Exercise brief.
Locate every line in the material below that has the word "this". Copy each of those lines.

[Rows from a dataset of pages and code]
■ ■ ■ ■
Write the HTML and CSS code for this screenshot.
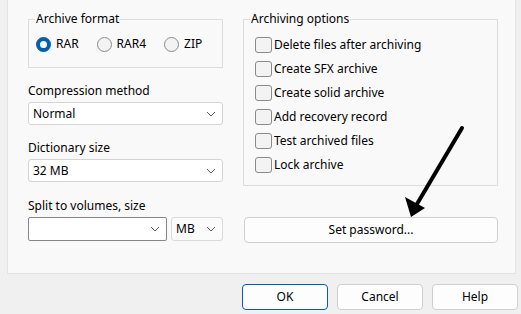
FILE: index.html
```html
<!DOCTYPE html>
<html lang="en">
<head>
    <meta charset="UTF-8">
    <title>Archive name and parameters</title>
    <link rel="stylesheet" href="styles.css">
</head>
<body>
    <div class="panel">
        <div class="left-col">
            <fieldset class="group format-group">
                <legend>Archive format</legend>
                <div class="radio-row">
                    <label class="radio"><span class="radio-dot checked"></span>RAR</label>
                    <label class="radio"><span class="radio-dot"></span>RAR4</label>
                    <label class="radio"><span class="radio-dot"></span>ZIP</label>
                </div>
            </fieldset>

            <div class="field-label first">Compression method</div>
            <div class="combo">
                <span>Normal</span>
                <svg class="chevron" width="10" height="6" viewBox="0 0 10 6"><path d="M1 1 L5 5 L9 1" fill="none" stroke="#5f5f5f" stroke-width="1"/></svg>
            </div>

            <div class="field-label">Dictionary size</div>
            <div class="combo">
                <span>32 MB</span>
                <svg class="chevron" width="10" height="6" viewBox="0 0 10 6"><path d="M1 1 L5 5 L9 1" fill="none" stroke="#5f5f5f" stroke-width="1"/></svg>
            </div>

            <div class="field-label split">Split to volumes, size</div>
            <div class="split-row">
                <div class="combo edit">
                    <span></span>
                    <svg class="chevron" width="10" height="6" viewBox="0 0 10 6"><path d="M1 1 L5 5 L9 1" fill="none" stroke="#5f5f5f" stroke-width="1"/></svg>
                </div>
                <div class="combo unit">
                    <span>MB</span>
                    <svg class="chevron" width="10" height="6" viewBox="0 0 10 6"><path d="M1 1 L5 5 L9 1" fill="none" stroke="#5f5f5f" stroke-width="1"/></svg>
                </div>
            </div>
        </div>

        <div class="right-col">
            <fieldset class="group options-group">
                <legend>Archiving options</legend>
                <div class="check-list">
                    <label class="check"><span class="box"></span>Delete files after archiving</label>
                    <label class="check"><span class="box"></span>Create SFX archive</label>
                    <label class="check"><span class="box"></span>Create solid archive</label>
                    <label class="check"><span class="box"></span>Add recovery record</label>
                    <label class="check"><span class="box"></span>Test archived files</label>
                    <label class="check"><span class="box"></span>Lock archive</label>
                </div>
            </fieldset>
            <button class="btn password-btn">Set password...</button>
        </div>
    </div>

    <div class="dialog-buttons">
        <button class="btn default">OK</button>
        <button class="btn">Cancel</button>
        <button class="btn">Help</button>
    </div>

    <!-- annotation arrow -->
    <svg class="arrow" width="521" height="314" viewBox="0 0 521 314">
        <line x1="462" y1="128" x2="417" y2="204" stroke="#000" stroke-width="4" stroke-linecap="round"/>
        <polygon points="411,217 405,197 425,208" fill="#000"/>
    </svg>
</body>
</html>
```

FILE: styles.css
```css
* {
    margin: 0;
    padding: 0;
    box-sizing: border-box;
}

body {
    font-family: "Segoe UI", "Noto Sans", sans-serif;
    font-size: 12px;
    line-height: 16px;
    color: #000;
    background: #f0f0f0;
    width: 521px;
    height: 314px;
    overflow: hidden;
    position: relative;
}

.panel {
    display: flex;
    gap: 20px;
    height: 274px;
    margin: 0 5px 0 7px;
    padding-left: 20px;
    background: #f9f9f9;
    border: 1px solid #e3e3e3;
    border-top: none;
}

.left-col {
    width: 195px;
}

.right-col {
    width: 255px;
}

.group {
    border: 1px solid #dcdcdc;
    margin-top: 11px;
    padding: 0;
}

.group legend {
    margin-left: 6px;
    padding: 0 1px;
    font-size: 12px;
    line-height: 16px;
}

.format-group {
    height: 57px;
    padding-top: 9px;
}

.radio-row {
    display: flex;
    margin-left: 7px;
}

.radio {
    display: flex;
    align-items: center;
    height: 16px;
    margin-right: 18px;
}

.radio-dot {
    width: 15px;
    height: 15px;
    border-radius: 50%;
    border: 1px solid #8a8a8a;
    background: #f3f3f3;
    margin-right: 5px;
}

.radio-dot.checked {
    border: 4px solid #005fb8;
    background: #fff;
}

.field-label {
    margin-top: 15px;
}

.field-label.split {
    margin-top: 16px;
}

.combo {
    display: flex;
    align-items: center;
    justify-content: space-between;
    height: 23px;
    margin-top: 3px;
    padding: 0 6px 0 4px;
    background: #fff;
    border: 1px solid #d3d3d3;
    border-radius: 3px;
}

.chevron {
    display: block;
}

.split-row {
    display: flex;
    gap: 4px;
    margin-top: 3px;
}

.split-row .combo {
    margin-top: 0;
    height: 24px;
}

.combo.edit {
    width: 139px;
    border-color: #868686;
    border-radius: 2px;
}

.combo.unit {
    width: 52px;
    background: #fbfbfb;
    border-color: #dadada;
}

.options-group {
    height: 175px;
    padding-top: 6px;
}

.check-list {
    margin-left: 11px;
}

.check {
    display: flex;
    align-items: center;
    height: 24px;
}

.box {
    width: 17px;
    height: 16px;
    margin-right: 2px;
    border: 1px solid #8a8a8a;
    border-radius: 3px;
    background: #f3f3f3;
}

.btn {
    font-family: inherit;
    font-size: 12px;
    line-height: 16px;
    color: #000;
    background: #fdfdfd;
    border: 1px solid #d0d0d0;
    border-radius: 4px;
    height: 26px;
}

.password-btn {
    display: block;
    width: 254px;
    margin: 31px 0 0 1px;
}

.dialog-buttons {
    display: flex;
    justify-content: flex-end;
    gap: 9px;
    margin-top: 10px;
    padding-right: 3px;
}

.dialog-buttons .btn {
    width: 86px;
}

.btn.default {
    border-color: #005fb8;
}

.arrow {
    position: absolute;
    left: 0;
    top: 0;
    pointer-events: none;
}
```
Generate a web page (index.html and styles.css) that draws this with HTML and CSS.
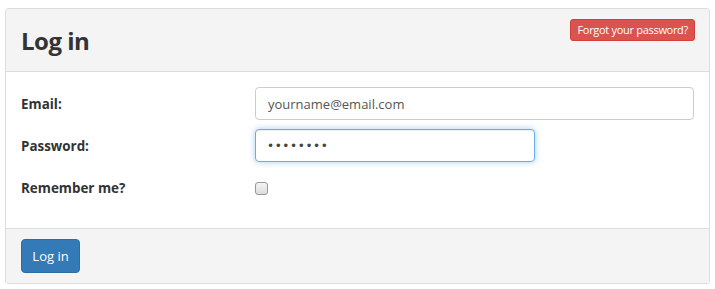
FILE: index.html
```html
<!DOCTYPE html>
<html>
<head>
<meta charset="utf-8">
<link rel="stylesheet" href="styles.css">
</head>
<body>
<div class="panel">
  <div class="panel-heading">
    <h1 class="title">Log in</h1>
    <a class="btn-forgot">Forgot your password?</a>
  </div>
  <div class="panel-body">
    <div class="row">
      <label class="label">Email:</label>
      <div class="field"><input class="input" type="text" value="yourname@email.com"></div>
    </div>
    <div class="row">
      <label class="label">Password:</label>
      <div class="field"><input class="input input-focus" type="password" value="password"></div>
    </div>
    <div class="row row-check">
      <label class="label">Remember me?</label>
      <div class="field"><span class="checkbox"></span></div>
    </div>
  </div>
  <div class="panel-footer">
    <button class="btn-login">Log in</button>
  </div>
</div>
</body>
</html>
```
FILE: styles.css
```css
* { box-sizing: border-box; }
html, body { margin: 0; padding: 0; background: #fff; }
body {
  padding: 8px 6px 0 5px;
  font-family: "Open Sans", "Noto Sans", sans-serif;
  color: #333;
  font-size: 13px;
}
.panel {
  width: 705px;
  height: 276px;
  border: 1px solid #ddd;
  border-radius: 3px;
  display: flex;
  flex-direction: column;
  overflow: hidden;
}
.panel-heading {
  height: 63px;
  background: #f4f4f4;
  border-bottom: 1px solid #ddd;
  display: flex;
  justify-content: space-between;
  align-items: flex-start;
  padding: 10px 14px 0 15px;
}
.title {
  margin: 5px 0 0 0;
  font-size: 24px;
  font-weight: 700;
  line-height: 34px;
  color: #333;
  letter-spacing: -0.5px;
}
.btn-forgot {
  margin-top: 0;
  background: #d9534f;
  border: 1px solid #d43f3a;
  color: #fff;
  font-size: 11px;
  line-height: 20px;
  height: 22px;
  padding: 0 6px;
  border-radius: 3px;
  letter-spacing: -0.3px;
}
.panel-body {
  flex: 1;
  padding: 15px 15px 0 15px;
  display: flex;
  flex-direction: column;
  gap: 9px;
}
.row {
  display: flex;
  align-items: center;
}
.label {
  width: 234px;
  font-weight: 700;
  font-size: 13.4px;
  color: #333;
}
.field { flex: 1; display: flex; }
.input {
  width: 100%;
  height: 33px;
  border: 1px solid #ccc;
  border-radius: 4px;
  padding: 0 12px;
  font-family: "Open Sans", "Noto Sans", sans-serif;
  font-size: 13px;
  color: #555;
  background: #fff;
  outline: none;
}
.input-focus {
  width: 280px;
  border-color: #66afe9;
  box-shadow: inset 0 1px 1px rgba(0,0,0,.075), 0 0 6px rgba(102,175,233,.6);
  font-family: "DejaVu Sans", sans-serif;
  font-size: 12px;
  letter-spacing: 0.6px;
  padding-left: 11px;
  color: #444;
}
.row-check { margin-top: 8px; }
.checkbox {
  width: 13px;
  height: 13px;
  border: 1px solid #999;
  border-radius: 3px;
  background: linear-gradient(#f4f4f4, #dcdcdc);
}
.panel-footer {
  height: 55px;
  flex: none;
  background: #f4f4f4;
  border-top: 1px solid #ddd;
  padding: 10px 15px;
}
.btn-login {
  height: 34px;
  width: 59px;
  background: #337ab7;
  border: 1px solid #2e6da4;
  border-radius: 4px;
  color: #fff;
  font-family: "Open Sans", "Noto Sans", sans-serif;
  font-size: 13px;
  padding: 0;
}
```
■ ■ ■ ■
Task output.
Write the HTML and CSS code for this screenshot.
Generate a web page (index.html and styles.css) that draws this with HTML and CSS.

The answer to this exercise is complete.